The backbone of Jacobs’s “biography” is the original prayer book of 1549 and its revision of 1552, both largely the work of Thomas Cranmer who, as Archbishop of Canterbury in the minority reign of King Edward VI (1547-1553), was primarily responsible for producing a single liturgical order in English for the reformed worship of the church in the king’s territories. Replacing the multiple books required by the various Latin rites of the Roman church, Cranmer laid out, under the cover of one book, liturgies for all the services of the English church: notably, for Morning and Evening Prayer, the Litany, Holy Communion, Baptism, Confirmation (with Catechism), Matrimony, Visitation of the Sick, Burial, the Ordering of Deacons and Priests, and the Consecration of Bishops.

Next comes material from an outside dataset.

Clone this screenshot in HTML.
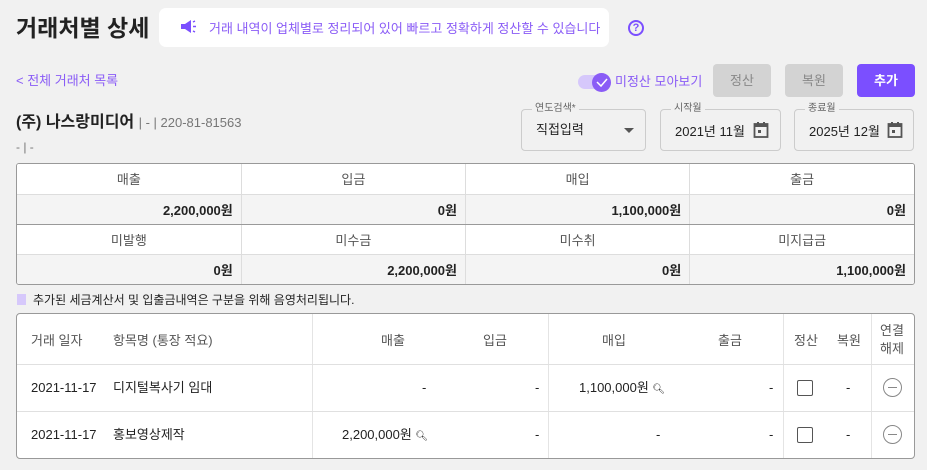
<!DOCTYPE html><html><head><meta charset="utf-8"><style>
*{box-sizing:border-box;margin:0;padding:0}
body{width:927px;height:470px;background:#f1f1f1;font-family:"Liberation Sans","Noto Sans CJK KR",sans-serif;color:#222;position:relative;overflow:hidden}
.a{position:absolute}
.t{font-size:13px;line-height:16px}
table{border-collapse:collapse}
.sumw{left:16px;top:163px;width:899px;height:122px;border:1px solid #999;border-radius:3px;overflow:hidden;background:#fff}
.sum{width:100%}
.sum td{width:25%;height:30px;border:1px solid #ddd;font-size:13px}
.sum tr:first-child td{border-top:none}
.sum td:first-child{border-left:none}
.sum td:last-child{border-right:none}
.sum tr.h td{text-align:center;color:#555;background:#fff}
.sum tr.v td{text-align:right;font-weight:bold;background:#f4f4f4;padding-right:8px}
.sum tr.v2 td{border-bottom:1px solid #999}
.fld{border:1px solid #ccc;border-radius:4px;height:42px;background:transparent}
.fld .lb{position:absolute;top:-8px;left:10px;font-size:10px;color:#666;background:#f1f1f1;padding:0 3px;line-height:14px}
.main{left:16px;top:313px;width:899px;height:146px;border:1px solid #999;border-radius:4px;background:#fff;overflow:hidden}
.vl{position:absolute;top:0;bottom:0;width:1px;background:#e4e4e4}
.hl{position:absolute;left:0;right:0;height:1px;background:#e0e0e0}
.c{position:absolute;font-size:13px;color:#222;line-height:16px}
.g{color:#555}
.cb{position:absolute;width:16px;height:16px;border:1.5px solid #555;border-radius:2px}
.mn{position:absolute;width:19px;height:19px;border:1.5px solid #888;border-radius:50%}
.mn:after{content:"";position:absolute;left:4px;right:4px;top:7.5px;height:1.5px;background:#888}
</style></head><body>
<div class="a" style="left:16px;top:13px;font-size:23px;font-weight:bold;color:#222;line-height:30px">거래처별 상세</div>
<div class="a" style="left:159px;top:8px;width:450px;height:39px;background:#fff;border-radius:7px"></div>
<svg class="a" style="left:180px;top:20px" width="17" height="14" viewBox="0 0 17 14"><path d="M1 4h4l6-4v13l-6-4H1z" fill="#7b4fff"/><path d="M13 2l2-1M13 6.5h3M13 11l2 1" stroke="#7b4fff" stroke-width="1.5"/></svg>
<div class="a t" style="left:209px;top:21px;color:#8a5cf6">거래 내역이 업체별로 정리되어 있어 빠르고 정확하게 정산할 수 있습니다</div>
<div class="a" style="left:628px;top:20px;width:16px;height:16px;border:2px solid #7b4fff;border-radius:50%;font-size:11px;font-weight:bold;color:#7b4fff;text-align:center;line-height:12px">?</div>
<div class="a t" style="left:16px;top:73px;color:#8a5cf6">&lt; 전체 거래처 목록</div>
<div class="a" style="left:578px;top:75px;width:30px;height:14px;background:#d6c8fb;border-radius:7px"></div>
<div class="a" style="left:592px;top:73px;width:19px;height:19px;background:#8a5cf6;border-radius:50%"></div>
<svg class="a" style="left:596px;top:77px" width="12" height="11"><path d="M1 5l4 4 6-7" stroke="#fff" stroke-width="1.5" fill="none"/></svg>
<div class="a t" style="left:615px;top:74px;color:#8a5cf6">미정산 모아보기</div>
<div class="a" style="left:713px;top:64px;width:58px;height:33px;background:#d3d3d3;border-radius:4px;color:#888;font-size:13px;text-align:center;line-height:33px">정산</div>
<div class="a" style="left:785px;top:64px;width:58px;height:33px;background:#d3d3d3;border-radius:4px;color:#888;font-size:13px;text-align:center;line-height:33px">복원</div>
<div class="a" style="left:857px;top:64px;width:58px;height:33px;background:#7b4fff;border-radius:4px;color:#fff;font-size:13px;font-weight:bold;text-align:center;line-height:33px">추가</div>
<div class="a" style="left:16px;top:113px;font-size:16px;font-weight:bold;line-height:20px">(주) 나스랑미디어 <span style="font-size:13px;font-weight:normal;color:#777">| - | 220-81-81563</span></div>
<div class="a" style="left:16px;top:140px;font-size:12px;color:#777;line-height:14px">- | -</div>
<div class="a fld" style="left:521px;top:109px;width:125px"><span class="lb">연도검색*</span><div class="a t" style="left:14px;top:12px">직접입력</div><div class="a" style="left:102px;top:18px;border:5px solid transparent;border-top-color:#555"></div></div>
<div class="a fld" style="left:660px;top:109px;width:121px"><span class="lb">시작월</span><div class="a t" style="left:14px;top:14px">2021년 11월</div><svg class="a" style="left:92px;top:11px" width="16" height="18"><rect x="1.5" y="3" width="13" height="13" fill="none" stroke="#555" stroke-width="1.8"/><rect x="1.5" y="3" width="13" height="3" fill="#555"/><rect x="4" y="1" width="2" height="3" fill="#555"/><rect x="10" y="1" width="2" height="3" fill="#555"/><rect x="5" y="9" width="3" height="3" fill="#555"/></svg></div>
<div class="a fld" style="left:794px;top:109px;width:120px"><span class="lb">종료월</span><div class="a t" style="left:14px;top:14px">2025년 12월</div><svg class="a" style="left:92px;top:11px" width="16" height="18"><rect x="1.5" y="3" width="13" height="13" fill="none" stroke="#555" stroke-width="1.8"/><rect x="1.5" y="3" width="13" height="3" fill="#555"/><rect x="4" y="1" width="2" height="3" fill="#555"/><rect x="10" y="1" width="2" height="3" fill="#555"/><rect x="5" y="9" width="3" height="3" fill="#555"/></svg></div>
<div class="a sumw"><table class="sum">
<tr class="h"><td>매출</td><td>입금</td><td>매입</td><td>출금</td></tr>
<tr class="v v2"><td>2,200,000원</td><td>0원</td><td>1,100,000원</td><td>0원</td></tr>
<tr class="h"><td>미발행</td><td>미수금</td><td>미수취</td><td>미지급금</td></tr>
<tr class="v"><td>0원</td><td>2,200,000원</td><td>0원</td><td>1,100,000원</td></tr>
</table></div>
<div class="a" style="left:17px;top:294px;width:9px;height:11px;background:#d6c8fb"></div>
<div class="a" style="left:33px;top:292px;font-size:12px;line-height:16px">추가된 세금계산서 및 입출금내역은 구분을 위해 음영처리됩니다.</div>
<div class="a main">
<div class="vl" style="left:295px"></div><div class="vl" style="left:531px"></div><div class="vl" style="left:766px"></div><div class="vl" style="left:854px"></div>
<div class="hl" style="top:50px"></div><div class="hl" style="top:97px"></div>
<div class="c g" style="left:14px;top:19px">거래 일자</div>
<div class="c g" style="left:96px;top:19px">항목명 (통장 적요)</div>
<div class="c g" style="left:364px;top:19px">매출</div>
<div class="c g" style="left:466px;top:19px">입금</div>
<div class="c g" style="left:585px;top:19px">매입</div>
<div class="c g" style="left:701px;top:19px">출금</div>
<div class="c g" style="left:777px;top:19px">정산</div>
<div class="c g" style="left:820px;top:19px">복원</div>
<div class="c g" style="left:863px;top:8px;line-height:18px">연결<br>해제</div>
<div class="c" style="left:14px;top:66px">2021-11-17</div>
<div class="c" style="left:96px;top:66px">디지털복사기 임대</div>
<div class="c" style="left:405px;top:66px">-</div>
<div class="c" style="left:518px;top:66px">-</div>
<div class="c" style="left:562px;top:66px">1,100,000원 <span style="font-size:10px">&#x1F50D;&#xFE0E;</span></div>
<div class="c" style="left:752px;top:66px">-</div>
<div class="cb" style="left:780px;top:66px"></div>
<div class="c" style="left:829px;top:66px">-</div>
<div class="mn" style="left:866px;top:64px"></div>
<div class="c" style="left:14px;top:113px">2021-11-17</div>
<div class="c" style="left:96px;top:113px">홍보영상제작</div>
<div class="c" style="left:325px;top:113px">2,200,000원 <span style="font-size:10px">&#x1F50D;&#xFE0E;</span></div>
<div class="c" style="left:518px;top:113px">-</div>
<div class="c" style="left:639px;top:113px">-</div>
<div class="c" style="left:752px;top:113px">-</div>
<div class="cb" style="left:780px;top:113px"></div>
<div class="c" style="left:829px;top:113px">-</div>
<div class="mn" style="left:866px;top:111px"></div>
</div>
</body></html>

It is because these foundational books, and their successors of 1559, 1604, and 1662, conveyed a good deal of linguistic and theological coherence and continuity that they could sustain the church’s preaching, teaching, pastoral, and sacramental ministries over the generations, while regularly attracting fierce dissent. Equally, however, certain discernible tensions within and among the early books operated to fan the flames of controversy and division among clergy and laity. Precisely because liturgies are not theoretical treatises but forms of devotional worship, they are highly vulnerable to diverging theological and aesthetic interpretations and assessments, bound up in varying degrees with partisan ecclesiastical and political loyalties. Jacobs strives in his historical account to give due weight to both the continuities and tensions within and among the Tudor prayer books and, as well, to the part played by ecclesiastical and political partisanship in their ongoing reception.